Bearer Share

Written by: Editorial Team

What Is a Bearer Share? A bearer share is a type of equity security that is owned by the person who physically holds the share certificate, rather than being registered in the name of a specific owner. Unlike registered shares, where ownership is recorded in a corporate

What Is a Bearer Share?

A bearer share is a type of equity security that is owned by the person who physically holds the share certificate, rather than being registered in the name of a specific owner. Unlike registered shares, where ownership is recorded in a corporate ledger or with a central registry, bearer shares are transferred simply by delivering the certificate to another party. Ownership is presumed to belong to whoever possesses the document, making them anonymous and untraceable by standard corporate records.

Bearer shares are physical instruments, usually issued in paper form. This lack of registration means that the issuing corporation does not know who owns its shares at any given time unless the holder voluntarily discloses ownership. Because no formal record of transfer is required, bearer shares can change hands without notice to the company.

Historical Use and Jurisdictional Context

Bearer shares were once common in certain offshore jurisdictions and corporate structures where privacy was a desired feature of ownership. They were often used in countries with legal frameworks that supported their use, including Panama, the British Virgin Islands, the Cayman Islands, and certain European countries such as Switzerland and Luxembourg.

Historically, bearer shares were appealing for legitimate business reasons, such as simplifying the transfer of ownership or allowing privacy in estate planning or holding company arrangements. They were also used to facilitate financial transactions without the need for public disclosure.

However, the same anonymity that gave bearer shares flexibility also made them attractive for illicit uses. These included tax evasion, money laundering, hiding assets from creditors, and concealing ownership for political or regulatory reasons. Over time, growing concerns about financial crime and the lack of transparency led to widespread regulatory crackdowns on bearer shares.

Regulatory Response and Decline in Use

International bodies such as the Financial Action Task Force (FATF) and the Organisation for Economic Co-operation and Development (OECD) have long criticized bearer shares for their potential to enable financial secrecy and criminal activity. As part of broader global efforts to improve transparency and combat money laundering and tax evasion, many countries have restricted, immobilized, or eliminated the use of bearer shares entirely.

Legislative reforms have taken various forms. In some jurisdictions, bearer shares have been abolished altogether. In others, they have been allowed under strict conditions, such as mandatory registration with an authorized custodian or conversion to registered shares. For example:

  • The United Kingdom effectively banned bearer shares in 2015 under the Small Business, Enterprise and Employment Act.
  • Panama implemented reforms requiring that bearer shares be held by an authorized custodian.
  • The United States has never permitted bearer shares for corporations incorporated in most states, and laws such as the Corporate Transparency Act of 2021 promote transparency in beneficial ownership.

As a result of these reforms, bearer shares are no longer a common feature in modern corporate finance, and jurisdictions that still allow them often place heavy restrictions on their issuance and transfer.

Risks and Legal Considerations

From a compliance standpoint, bearer shares are considered high risk.

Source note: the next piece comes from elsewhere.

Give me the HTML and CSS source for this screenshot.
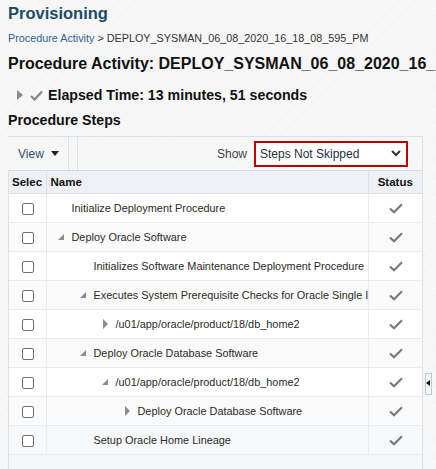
FILE: index.html
```html
<!DOCTYPE html>
<html>
<head>
<meta charset="utf-8">
<link rel="stylesheet" href="styles.css">
</head>
<body>
<div class="page">
  <h1 class="title">Provisioning</h1>
  <div class="crumbs"><a class="crumb-link">Procedure Activity</a> &gt; DEPLOY_SYSMAN_06_08_2020_16_18_08_595_PM</div>
  <h2 class="activity">Procedure Activity: DEPLOY_SYSMAN_06_08_2020_16_18_08_595_PM</h2>
  <div class="elapsed">
    <span class="tri-right big"></span>
    <svg class="elapsed-check" width="13" height="11" viewBox="0 0 13 11"><path d="M1 6 L4.5 9.5 L12 1.5" fill="none" stroke="#8a8a8a" stroke-width="2.4"/></svg>
    <span>Elapsed Time: 13 minutes, 51 seconds</span>
  </div>
  <h3 class="steps-title">Procedure Steps</h3>
  <div class="panel">
    <div class="toolbar">
      <div class="view">View <span class="caret"></span></div>
      <div class="sep"></div>
      <div class="sep second"></div>
      <div class="show">
        <span class="show-label">Show</span>
        <div class="select">Steps Not Skipped
          <svg class="chev" width="10" height="7" viewBox="0 0 10 7"><path d="M1 1 L5 5 L9 1" fill="none" stroke="#333" stroke-width="2"/></svg>
        </div>
      </div>
    </div>
    <div class="grid">
      <table class="steps">
        <colgroup><col class="c-sel"><col class="c-name"><col class="c-status"></colgroup>
        <thead>
          <tr><th class="th-sel">Selec</th><th class="th-name">Name</th><th class="th-status">Status</th></tr>
        </thead>
        <tbody>
          <tr><td class="sel"><span class="cb"></span></td><td class="name"><div class="nm l0"><span class="tw"></span>Initialize Deployment Procedure</div></td><td class="st"><svg class="ck" width="14" height="11" viewBox="0 0 14 11"><path d="M1 5.5 L5 9.3 L13 1.3" fill="none" stroke="#7a7a7a" stroke-width="2.2"/></svg></td></tr>
          <tr class="alt"><td class="sel"><span class="cb"></span></td><td class="name"><div class="nm l0"><span class="tw exp"></span>Deploy Oracle Software</div></td><td class="st"><svg class="ck" width="14" height="11" viewBox="0 0 14 11"><path d="M1 5.5 L5 9.3 L13 1.3" fill="none" stroke="#7a7a7a" stroke-width="2.2"/></svg></td></tr>
          <tr><td class="sel"><span class="cb"></span></td><td class="name"><div class="nm l1"><span class="tw"></span>Initializes Software Maintenance Deployment Procedure</div></td><td class="st"><svg class="ck" width="14" height="11" viewBox="0 0 14 11"><path d="M1 5.5 L5 9.3 L13 1.3" fill="none" stroke="#7a7a7a" stroke-width="2.2"/></svg></td></tr>
          <tr class="alt"><td class="sel"><span class="cb"></span></td><td class="name"><div class="nm l1"><span class="tw exp"></span>Executes System Prerequisite Checks for Oracle Single Instance Database</div></td><td class="st"><svg class="ck" width="14" height="11" viewBox="0 0 14 11"><path d="M1 5.5 L5 9.3 L13 1.3" fill="none" stroke="#7a7a7a" stroke-width="2.2"/></svg></td></tr>
          <tr><td class="sel"><span class="cb"></span></td><td class="name"><div class="nm l2"><span class="tw col"></span>/u01/app/oracle/product/18/db_home2</div></td><td class="st"><svg class="ck" width="14" height="11" viewBox="0 0 14 11"><path d="M1 5.5 L5 9.3 L13 1.3" fill="none" stroke="#7a7a7a" stroke-width="2.2"/></svg></td></tr>
          <tr class="alt"><td class="sel"><span class="cb"></span></td><td class="name"><div class="nm l1"><span class="tw exp"></span>Deploy Oracle Database Software</div></td><td class="st"><svg class="ck" width="14" height="11" viewBox="0 0 14 11"><path d="M1 5.5 L5 9.3 L13 1.3" fill="none" stroke="#7a7a7a" stroke-width="2.2"/></svg></td></tr>
          <tr><td class="sel"><span class="cb"></span></td><td class="name"><div class="nm l2"><span class="tw exp"></span>/u01/app/oracle/product/18/db_home2</div></td><td class="st"><svg class="ck" width="14" height="11" viewBox="0 0 14 11"><path d="M1 5.5 L5 9.3 L13 1.3" fill="none" stroke="#7a7a7a" stroke-width="2.2"/></svg></td></tr>
          <tr class="alt"><td class="sel"><span class="cb"></span></td><td class="name"><div class="nm l3"><span class="tw col"></span>Deploy Oracle Database Software</div></td><td class="st"><svg class="ck" width="14" height="11" viewBox="0 0 14 11"><path d="M1 5.5 L5 9.3 L13 1.3" fill="none" stroke="#7a7a7a" stroke-width="2.2"/></svg></td></tr>
          <tr class="alt2"><td class="sel"><span class="cb"></span></td><td class="name"><div class="nm l1"><span class="tw"></span>Setup Oracle Home Lineage</div></td><td class="st"><svg class="ck" width="14" height="11" viewBox="0 0 14 11"><path d="M1 5.5 L5 9.3 L13 1.3" fill="none" stroke="#7a7a7a" stroke-width="2.2"/></svg></td></tr>
        </tbody>
      </table>
    </div>
    <div class="splitter"><span class="handle"><span class="tri-left"></span></span></div>
  </div>
</div>
</body>
</html>
```
FILE: styles.css
```css
html, body {
  margin: 0;
  padding: 0;
  height: 100%;
  overflow: hidden;
}
body {
  font-family: "Liberation Sans", Arial, sans-serif;
  color: #333;
  background-color: #f6f6f6;
  background-image: repeating-linear-gradient(135deg, #f3f3f3 0px, #f3f3f3 1px, #f8f8f8 1px, #f8f8f8 3px);
}
.page {
  padding: 0 0 0 8px;
  white-space: nowrap;
  height: 469px;
  overflow: hidden;
}
.title {
  margin: 0;
  padding-top: 3px;
  font-size: 16.5px;
  font-weight: bold;
  color: #1d4a68;
  line-height: 20px;
  height: 22px;
}
.crumbs {
  margin-top: 6px;
  font-size: 10.8px;
  line-height: 14px;
  color: #333;
}
.crumb-link {
  color: #2f5f96;
}
.activity {
  margin: 9px 0 0 0;
  font-size: 16px;
  line-height: 20px;
  font-weight: bold;
  color: #111;
}
.elapsed {
  display: flex;
  align-items: center;
  margin-top: 12px;
  height: 18px;
  font-size: 14.2px;
  font-weight: bold;
  color: #111;
}
.tri-right.big {
  width: 0;
  height: 0;
  border-top: 5px solid transparent;
  border-bottom: 5px solid transparent;
  border-left: 6px solid #8a8a8a;
  margin-left: 9px;
  margin-right: 7px;
}
.elapsed-check {
  margin-right: 5px;
}
.steps-title {
  margin: 7px 0 0 0;
  font-size: 14.2px;
  line-height: 18px;
  font-weight: bold;
  color: #111;
}
.panel {
  position: relative;
  margin-top: 7px;
  width: 415px;
}
.toolbar {
  display: flex;
  align-items: center;
  height: 33px;
  border-top: 1px solid #dde3ea;
  font-size: 12px;
}
.view {
  display: flex;
  align-items: center;
  padding-left: 10px;
  width: 50px;
  color: #2e4d6b;
}
.caret {
  display: inline-block;
  width: 0;
  height: 0;
  border-left: 4px solid transparent;
  border-right: 4px solid transparent;
  border-top: 5px solid #222;
  margin-left: 7px;
}
.sep {
  align-self: stretch;
  width: 1px;
  background: #dde3ea;
}
.sep.second {
  margin-left: 8px;
}
.show {
  display: flex;
  align-items: center;
  margin-left: auto;
  margin-right: 15px;
}
.show-label {
  color: #444;
  margin-right: 7px;
}
.select {
  display: flex;
  align-items: center;
  justify-content: space-between;
  box-sizing: border-box;
  width: 154px;
  height: 26px;
  border: 2px solid #c00000;
  background: #fff;
  padding: 0 5px 0 4px;
  color: #1f2f44;
  font-size: 12px;
}
.grid {
  background: #f4f6f9;
  border-left: 1px solid #dbe1e8;
  border-right: 1px solid #dbe1e8;
  height: 300px;
  width: 413px;
}
.steps {
  border-collapse: collapse;
  table-layout: fixed;
  width: 413px;
  font-size: 10.9px;
}
.c-sel { width: 37px; }
.c-status { width: 54px; }
.steps th {
  height: 22px;
  padding: 0 4px;
  background: #edf1f5;
  border: 1px solid #dbe1e8;
  border-top-color: #d3dbe3;
  font-weight: bold;
  font-size: 11.5px;
  color: #111;
  text-align: left;
  overflow: hidden;
  white-space: nowrap;
  text-overflow: clip;
}
.steps th:first-child { border-left: none; padding-left: 3px; }
.steps th.th-status { border-right: none; text-align: center; padding: 0; }
.steps td {
  height: 28px;
  padding: 0;
  background: #fff;
  border: 1px solid #e8ecf0;
  overflow: hidden;
  white-space: nowrap;
}
.steps td:first-child { border-left: none; }
.steps td:last-child { border-right: none; }
.steps tr.alt td { background: #fafafa; }
.steps tr.alt2 td { background: #f7f8fa; }
.sel { text-align: center; }
.cb {
  display: inline-block;
  box-sizing: border-box;
  width: 12px;
  height: 12px;
  border: 1px solid #6f6f6f;
  border-radius: 2px;
  background: #fff;
  vertical-align: middle;
  margin-left: 2px;
}
.nm {
  display: flex;
  align-items: center;
  color: #2a2a2a;
  overflow: hidden;
}
.nm.l0 { padding-left: 11px; }
.nm.l1 { padding-left: 33px; }
.nm.l2 { padding-left: 55px; }
.nm.l3 { padding-left: 77px; }
.tw {
  display: inline-block;
  width: 14px;
  flex: none;
  position: relative;
  height: 10px;
}
.tw.exp::before {
  content: "";
  position: absolute;
  left: 0;
  top: 2px;
  width: 0;
  height: 0;
  border-left: 6px solid transparent;
  border-bottom: 6px solid #8c8c8c;
}
.tw.col::before {
  content: "";
  position: absolute;
  left: 1px;
  top: 0;
  width: 0;
  height: 0;
  border-top: 5px solid transparent;
  border-bottom: 5px solid transparent;
  border-left: 5px solid #8c8c8c;
}
.st { text-align: center; }
.ck { vertical-align: middle; margin-left: 1px; }
.splitter {
  position: absolute;
  left: 414px;
  top: 0;
  bottom: -400px;
  width: 1px;
  background: #dbe1e8;
}
.handle {
  position: absolute;
  left: 3px;
  top: 237px;
  width: 5px;
  height: 20px;
  border: 1px solid #b9c6d3;
  background: #f6f8fa;
}
.tri-left {
  position: absolute;
  left: 0;
  top: 6px;
  width: 0;
  height: 0;
  border-top: 3px solid transparent;
  border-bottom: 3px solid transparent;
  border-right: 4px solid #111;
}
```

Financial institutions and professional service providers are generally required to exercise enhanced due diligence when dealing with entities that have issued or currently hold bearer shares. Regulatory regimes may flag bearer shares as a red flag for potential illicit finance.

Legal and financial professionals advising clients on corporate structures typically recommend avoiding bearer shares unless there is a clear and legal reason for their use and appropriate controls are in place. In many cases, institutions may refuse to open bank accounts or provide services to companies with bearer share structures due to the inherent risks.

Furthermore, companies with bearer shares may face obstacles in accessing capital markets, establishing commercial relationships, or complying with anti-money laundering (AML) and know-your-customer (KYC) regulations.

Modern Relevance

While bearer shares have largely fallen out of favor, they remain a relevant topic in the context of financial regulation, corporate governance, and global efforts to promote transparency. Some legacy structures that included bearer shares still exist, though they are often under regulatory pressure to convert or immobilize those shares.

In educational and legal contexts, bearer shares are studied for their implications in corporate law, taxation, and compliance, especially when evaluating the evolution of beneficial ownership transparency and the balance between privacy and oversight.

The Bottom Line

Bearer shares are equity instruments whose ownership is determined by physical possession of the share certificate, allowing for anonymous and unregistered transfers. Although they were once popular for their simplicity and privacy, bearer shares are now viewed as vehicles for opacity and financial misconduct. As a result, most jurisdictions have severely restricted or eliminated their use. Their relevance today lies primarily in regulatory discussions, historical corporate practices, and compliance risk analysis.